Like nearly everyone of a certain age, Tony Award-winning composer Jason Robert Brown knows what it means to have loved and lost.
He evoked that experience artfully in his 2001 musical The Last Five Years, giving the two-character show about the birth and death of a five-year relationship an original twist: The guy’s songs chart the courtship and marriage from start to finish, while the woman’s begin at the breakup and work backwards to the first blush of love.
Brown’s song cycle is playing out once more, this time in an Actors’ Playhouse production at the Miracle Theatre in Coral Gables. Its stars are Janet Dacal, whose recent Broadway credits include Wonderland (she played a grown-up Alice) and In the Heights (she originated the role of beautician Carla, then played the lead Nina); and Christopher A. Kent, who has a long list of Actors’ Playhouse credits in addition to his work at other regional theaters.
The actor-singers have worked together before, playing several different couples in the 2006 Actors’ production of Five Course Love. The Last Five Years is a more challenging show, and not just because of its structure. Brown, who won the 1999 best score Tony for Parade, is a chameleonic composer who draws on pop, jazz, rock, klezmer music and other styles for various songs. Impressive musical versatility from the performers is key to The Last Five Years.
Director David Arisco and musical director Manny Schvartzman have that versatile cast, and they’re especially fortunate that Dacal, a Florida International University grad, decided to come home to work for the holidays.
She plays Cathy Hiatt, an aspiring actress who does round after round of auditions in New York but doesn’t book much more than a summer stock gig in Ohio. Kent is Jamie Wellerstein, a novelist whose career trajectory is ascendant. In 85 minutes of beginning-to-end, end-to-beginning musical storytelling, we learn that Cathy and Jamie fell hard and committed fast, that the idealism and encouragement of their just-married state gave way to career jealousy from her, slippery lies from him.
The radiant Dacal has a glorious voice and the acting chops to make each of Cathy’s songs her own, from the quietly raw Still Hurting to the humor of Summer in Ohio and I Can Do Better Than That to the hope-filled Goodbye Until Tomorrow. Kent brings a slightly rough edge and some world-weariness to Jamie, blending well with Dacal on the couple’s let’s-get-married song The Next Ten Minutes and Jamie’s end-of-show farewell, I Could Never Rescue You. Kent is a likeable guy, Jamie not so much as he sings Nobody Needs to Know to a colleague-turned-lover.
Arisco, Schvartzman and a small behind-the-set orchestra, costume designer Ellis Tillman, lighting designer Patrick Tennent and sound designer Alexander Herrin deliver combine to deliver the show’s many emotional shifts.

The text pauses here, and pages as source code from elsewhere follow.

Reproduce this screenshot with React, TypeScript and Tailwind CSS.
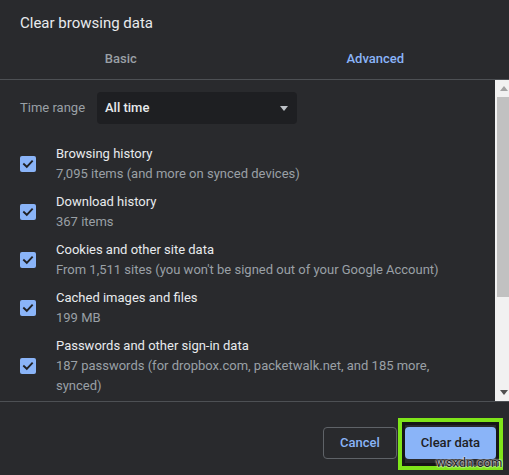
import React from 'react';

const ROWS: { title: string; lines: string[] }[] = [
  { title: 'Browsing history', lines: ['7,095 items (and more on synced devices)'] },
  { title: 'Download history', lines: ['367 items'] },
  { title: 'Cookies and other site data', lines: ["From 1,511 sites (you won't be signed out of your Google Account)"] },
  { title: 'Cached images and files', lines: ['199 MB'] },
  {
    title: 'Passwords and other sign-in data',
    lines: ['187 passwords (for dropbox.com, packetwalk.net, and 185 more,', 'synced)'],
  },
];

function CheckBox() {
  return (
    <div className="w-4 h-4 shrink-0 rounded-[2px] bg-[#8ab4f8] flex items-center justify-center">
      <svg width="12" height="12" viewBox="0 0 12 12" fill="none">
        <path d="M2 6.2 L4.8 8.8 L10 3.4" stroke="#202124" strokeWidth="1.9" strokeLinecap="square" />
      </svg>
    </div>
  );
}

function Triangle({ up, color }: { up?: boolean; color: string }) {
  return (
    <svg width="8" height="5" viewBox="0 0 8 5">
      <polygon points={up ? '0,5 8,5 4,0' : '0,0 8,0 4,5'} fill={color} />
    </svg>
  );
}

export default function App() {
  return (
    <div
      className="relative w-[509px] h-[475px] overflow-hidden bg-[#292a2d] flex flex-col"
      style={{ fontFamily: 'Roboto, "Liberation Sans", Arial, sans-serif' }}
    >
      {/* header */}
      <div className="h-[39px] pt-[13px] pl-5 text-[15px] leading-[20px] text-[#e8eaed]">
        Clear browsing data
      </div>
      <div className="h-[41px] flex border-b border-[#4d5054] text-[13px] font-medium">
        <div className="w-[244px] flex items-center justify-center text-[#9aa0a6]">Basic</div>
        <div className="w-[270px] flex items-center justify-center text-[#8ab4f8]">Advanced</div>
      </div>

      {/* scroll area */}
      <div className="h-[321px] flex overflow-hidden">
        <div className="flex-1 overflow-hidden pl-5">
          <div className="mt-3 h-8 flex items-center">
            <div className="w-[77px] text-[13px] text-[#9aa0a6]">Time range</div>
            <div className="w-[200px] h-8 rounded bg-[#1e1f22] flex items-center justify-between pl-2 pr-[9px]">
              <span className="text-[13px] font-medium text-[#e8eaed]">All time</span>
              <Triangle color="#bdc1c6" />
            </div>
          </div>
          <div className="mt-4 flex flex-col">
            {ROWS.map(r => (
              <div key={r.title} className="py-1 flex items-center gap-5">
                <CheckBox />
                <div className="text-[13px] leading-[20px] whitespace-nowrap">
                  <div className="text-[#e8eaed]">{r.title}</div>
                  {r.lines.map(l => (
                    <div key={l} className="text-[#9aa0a6]">{l}</div>
                  ))}
                </div>
              </div>
            ))}
          </div>
        </div>
        <div className="w-[14px] overflow-hidden bg-[#f1f1f1]">
          <div className="w-[17px] h-full flex flex-col">
            <div className="h-[17px] flex items-center justify-center">
              <Triangle up color="#a3a3a3" />
            </div>
            <div className="h-[200px] ml-[2px] mr-[2px] bg-[#c1c1c1]" />
            <div className="flex-1" />
            <div className="h-[17px] flex items-center justify-center">
              <Triangle color="#505050" />
            </div>
          </div>
        </div>
      </div>

      {/* footer */}
      <div className="flex-1 border-t border-[#4d5054] flex justify-end items-start gap-2 pt-[25px] pr-[13px]">
        <button className="w-[74px] h-8 rounded border border-[#5f6368] text-[13px] font-medium text-[#8ab4f8]">
          Cancel
        </button>
        <button className="w-[91px] h-8 rounded bg-[#8ab4f8] text-[13px] font-medium text-[#202124]">
          Clear data
        </button>
      </div>

      {/* highlight annotation */}
      <div className="absolute left-[398px] top-[418px] w-[105px] h-[52px] border-4 border-[#7fe51a]">
        <div className="w-full h-full border-[3px] border-[#161616]" />
      </div>
      <div
        className="absolute left-[436px] top-[455px] text-[13px] leading-[16px] text-[#1d1d1d]"
        style={{ textShadow: '0 0 2px #fff, 0 0 2px #fff' }}
      >
        wsxdn.com
      </div>
    </div>
  );
}
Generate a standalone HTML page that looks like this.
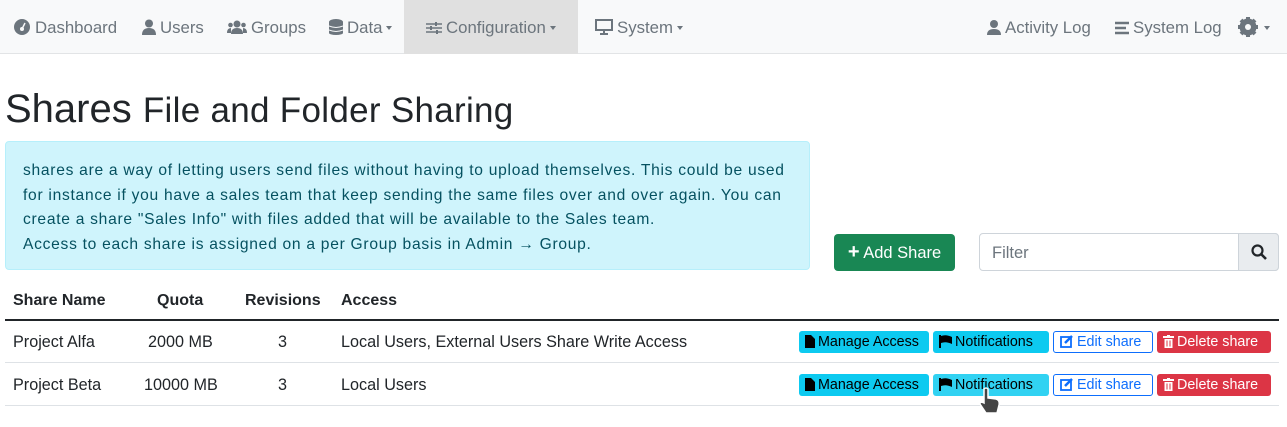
<!DOCTYPE html><html><head><style>
body{margin:0;width:1287px;height:427px;background:#fff;font-family:"Liberation Sans",sans-serif;color:#212529;position:relative;overflow:hidden}
.nav{position:absolute;left:0;top:0;width:1287px;height:53px;background:#f8f9fa;border-bottom:1px solid #e2e4e6}
.ni{position:absolute;top:1px;height:53px;line-height:53px;font-size:16.8px;color:#6c757d;white-space:nowrap}
.ni svg{vertical-align:-2px;margin-right:4px}
.car{display:inline-block;border-top:4px solid #6c757d;border-left:3.5px solid transparent;border-right:3.5px solid transparent;vertical-align:3px;margin-left:4px}
.t{position:absolute;white-space:nowrap}
.btn{position:absolute;height:22px;line-height:22px;font-size:14.3px;border-radius:3px;box-sizing:border-box;white-space:nowrap;padding-left:6px}
.bi{background:#0dcaf0;color:#000;width:130px}
.bn{background:#0dcaf0;color:#000;width:116px}
.be{border:1px solid #0d6efd;color:#0d6efd;width:100px;line-height:20px}
.bd{background:#dc3545;color:#fff;width:114px}
.btn svg{vertical-align:-2px;margin-right:3px}
.th{font-weight:bold;font-size:16px}
.td{font-size:16.2px}
</style></head><body>
<div class="nav"></div>
<div style="position:absolute;left:404px;top:0;width:174px;height:54px;background:#e0e0e0"></div>
<div class="ni" style="left:13px"><svg width="18" height="16" viewBox="0 0 18 16"><circle cx="9" cy="8" r="8" fill="#6c757d"/><circle cx="9" cy="10" r="2" fill="#f8f9fa"/><path d="M9 10 L12 4" stroke="#f8f9fa" stroke-width="1.5"/></svg>Dashboard</div>
<div class="ni" style="left:142px"><svg width="14" height="16"><circle cx="7" cy="4.5" r="4" fill="#6c757d"/><path d="M0 16 Q0 9 7 9 Q14 9 14 16Z" fill="#6c757d"/></svg>Users</div>
<div class="ni" style="left:227px"><svg width="20" height="16"><circle cx="10" cy="5" r="3.5" fill="#6c757d"/><circle cx="3.5" cy="6" r="2.3" fill="#6c757d"/><circle cx="16.5" cy="6" r="2.3" fill="#6c757d"/><path d="M4 15 Q4 9 10 9 Q16 9 16 15Z M0 14 Q0 9 4 9 L4 14Z M20 14 Q20 9 16 9 L16 14Z" fill="#6c757d"/></svg>Groups</div>
<div class="ni" style="left:329px"><svg width="14" height="16"><ellipse cx="7" cy="3" rx="7" ry="3" fill="#6c757d"/><rect x="0" y="3" width="14" height="11" fill="#6c757d"/><ellipse cx="7" cy="14" rx="7" ry="2" fill="#6c757d"/><path d="M0 7 Q7 10 14 7 M0 11 Q7 14 14 11" stroke="#f8f9fa" fill="none"/></svg>Data<span class="car"></span></div>
<div class="ni" style="left:426px"><svg width="16" height="14"><path d="M0 3H16M0 7H16M0 11H16" stroke="#6c757d" stroke-width="1.5"/><rect x="9" y="1" width="2" height="4" fill="#6c757d"/><rect x="4" y="5" width="2" height="4" fill="#6c757d"/><rect x="10" y="9" width="2" height="4" fill="#6c757d"/></svg>Configuration<span class="car"></span></div>
<div class="ni" style="left:595px"><svg width="18" height="16"><rect x="1" y="1" width="16" height="10" fill="none" stroke="#6c757d" stroke-width="2"/><path d="M9 11V15M5 15H13" stroke="#6c757d" stroke-width="2"/></svg>System<span class="car"></span></div>
<div class="ni" style="left:987px"><svg width="14" height="16"><circle cx="7" cy="5" r="4" fill="#6c757d"/><path d="M0 16 Q0 10 7 10 Q14 10 14 16Z" fill="#6c757d"/></svg>Activity Log</div>
<div class="ni" style="left:1115px"><svg width="14" height="14"><path d="M0 2H14M0 7H11M0 12H14" stroke="#6c757d" stroke-width="2.5"/></svg>System Log</div>
<div class="ni" style="left:1238px"><svg width="20" height="20" viewBox="0 0 20 20" style="vertical-align:-4px"><circle cx="10" cy="10" r="6.5" fill="none" stroke="#6c757d" stroke-width="4"/><g stroke="#6c757d" stroke-width="4"><path d="M10 0V20M0 10H20M3 3L17 17M17 3L3 17"/></g><circle cx="10" cy="10" r="3" fill="#f8f9fa"/></svg><span class="car" style="margin-left:2px"></span></div>

<div class="t" style="left:5px;top:87px;font-size:40px;font-weight:300">Shares <span style="font-size:35px;letter-spacing:0.3px">File and Folder Sharing</span></div>
<div style="position:absolute;left:5px;top:141px;width:805px;height:129px;background:#cff4fc;border:1px solid #b6effb;border-radius:4px;box-sizing:border-box;padding:17px 17px;color:#055160;font-size:15.6px;letter-spacing:0.72px;line-height:24.5px;white-space:nowrap">shares are a way of letting users send files without having to upload themselves. This could be used<br>for instance if you have a sales team that keep sending the same files over and over again. You can<br>create a share "Sales Info" with files added that will be available to the Sales team.<br>Access to each share is assigned on a per Group basis in Admin → Group.</div>
<div style="position:absolute;left:834px;top:234px;width:121px;height:37px;background:#198754;border-radius:4px;color:#fff;font-size:16.5px;line-height:37px;text-align:center"><b style="font-size:20px">+</b> Add Share</div>
<div style="position:absolute;left:979px;top:233px;width:300px;height:38px;border:1px solid #ced4da;border-radius:4px;box-sizing:border-box"></div>
<div class="t" style="left:992px;top:244px;font-size:16.5px;color:#6c757d">Filter</div>
<div style="position:absolute;left:1238px;top:233px;width:41px;height:38px;background:#e9ecef;border:1px solid #ced4da;border-radius:0 4px 4px 0;box-sizing:border-box"><svg width="16" height="16" style="position:absolute;left:12px;top:10px"><circle cx="6.5" cy="6.5" r="5" fill="none" stroke="#212529" stroke-width="2.2"/><path d="M10 10L15 15" stroke="#212529" stroke-width="2.6"/></svg></div>

<div class="t th" style="left:13px;top:292px">Share Name</div>
<div class="t th" style="left:157px;top:292px">Quota</div>
<div class="t th" style="left:245px;top:292px">Revisions</div>
<div class="t th" style="left:341px;top:292px">Access</div>
<div style="position:absolute;left:5px;top:319px;width:1274px;height:2px;background:#212529"></div>
<div class="t td" style="left:13px;top:333px">Project Alfa</div>
<div class="t td" style="left:148px;top:333px">2000 MB</div>
<div class="t td" style="left:278px;top:333px">3</div>
<div class="t td" style="left:341px;top:333px">Local Users, External Users Share Write Access</div>
<div style="position:absolute;left:5px;top:362px;width:1274px;height:1px;background:#dee2e6"></div>
<div class="t td" style="left:13px;top:376px">Project Beta</div>
<div class="t td" style="left:144px;top:376px">10000 MB</div>
<div class="t td" style="left:278px;top:376px">3</div>
<div class="t td" style="left:341px;top:376px">Local Users</div>
<div style="position:absolute;left:5px;top:405px;width:1274px;height:1px;background:#dee2e6"></div>

<div class="btn bi" style="left:799px;top:331px"><svg width="10" height="13"><path d="M0 0H6L10 4V13H0Z" fill="#000"/></svg>Manage Access</div>
<div class="btn bn" style="left:933px;top:331px"><svg width="13" height="13"><path d="M1 0V13" stroke="#000" stroke-width="2"/><path d="M2 1Q7 -1 13 2V9Q7 6 2 8Z" fill="#000"/></svg>Notifications</div>
<div class="btn be" style="left:1053px;top:331px"><svg width="14" height="13"><rect x="1" y="2" width="10" height="10" fill="none" stroke="#0d6efd" stroke-width="1.8"/><path d="M5 8L12 1" stroke="#0d6efd" stroke-width="2.5"/></svg>Edit share</div>
<div class="btn bd" style="left:1157px;top:331px"><svg width="11" height="13"><path d="M0 2H11M4 1H7" stroke="#fff" stroke-width="2"/><path d="M1.5 4H9.5V13H1.5Z" fill="#fff"/><path d="M4 5.5V11.5M7 5.5V11.5" stroke="#dc3545"/></svg>Delete share</div>

<div class="btn bi" style="left:799px;top:374px"><svg width="10" height="13"><path d="M0 0H6L10 4V13H0Z" fill="#000"/></svg>Manage Access</div>
<div class="btn bn" style="left:933px;top:374px;background:#31d2f2"><svg width="13" height="13"><path d="M1 0V13" stroke="#000" stroke-width="2"/><path d="M2 1Q7 -1 13 2V9Q7 6 2 8Z" fill="#000"/></svg>Notifications</div>
<div class="btn be" style="left:1053px;top:374px"><svg width="14" height="13"><rect x="1" y="2" width="10" height="10" fill="none" stroke="#0d6efd" stroke-width="1.8"/><path d="M5 8L12 1" stroke="#0d6efd" stroke-width="2.5"/></svg>Edit share</div>
<div class="btn bd" style="left:1157px;top:374px"><svg width="11" height="13"><path d="M0 2H11M4 1H7" stroke="#fff" stroke-width="2"/><path d="M1.5 4H9.5V13H1.5Z" fill="#fff"/><path d="M4 5.5V11.5M7 5.5V11.5" stroke="#dc3545"/></svg>Delete share</div>
<svg width="24" height="30" style="position:absolute;left:978px;top:387px"><path d="M6 2Q8 0 10 2V11L18 12Q22 13 21 18L19 26H8L2 17Q2 14 6 16Z" fill="#444" stroke="#fff" stroke-width="1.5"/></svg>
</body></html>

Cathy and Jamie’s story is played out on designer Sean McClelland’s abstract set, a multi-level affair with small turntables. Painted with watery blue waves evoking a lake in Central Park, topped by a clear canopy with running water that stands in for a wedding chuppah, it is undeniably striking. Notice, though, a shelf circling the back, a shelf topped with vases holding flowers in various stages of decomposition. Given the subject of The Last Five Years, perhaps the set is really meant to be a mausoleum for a marriage.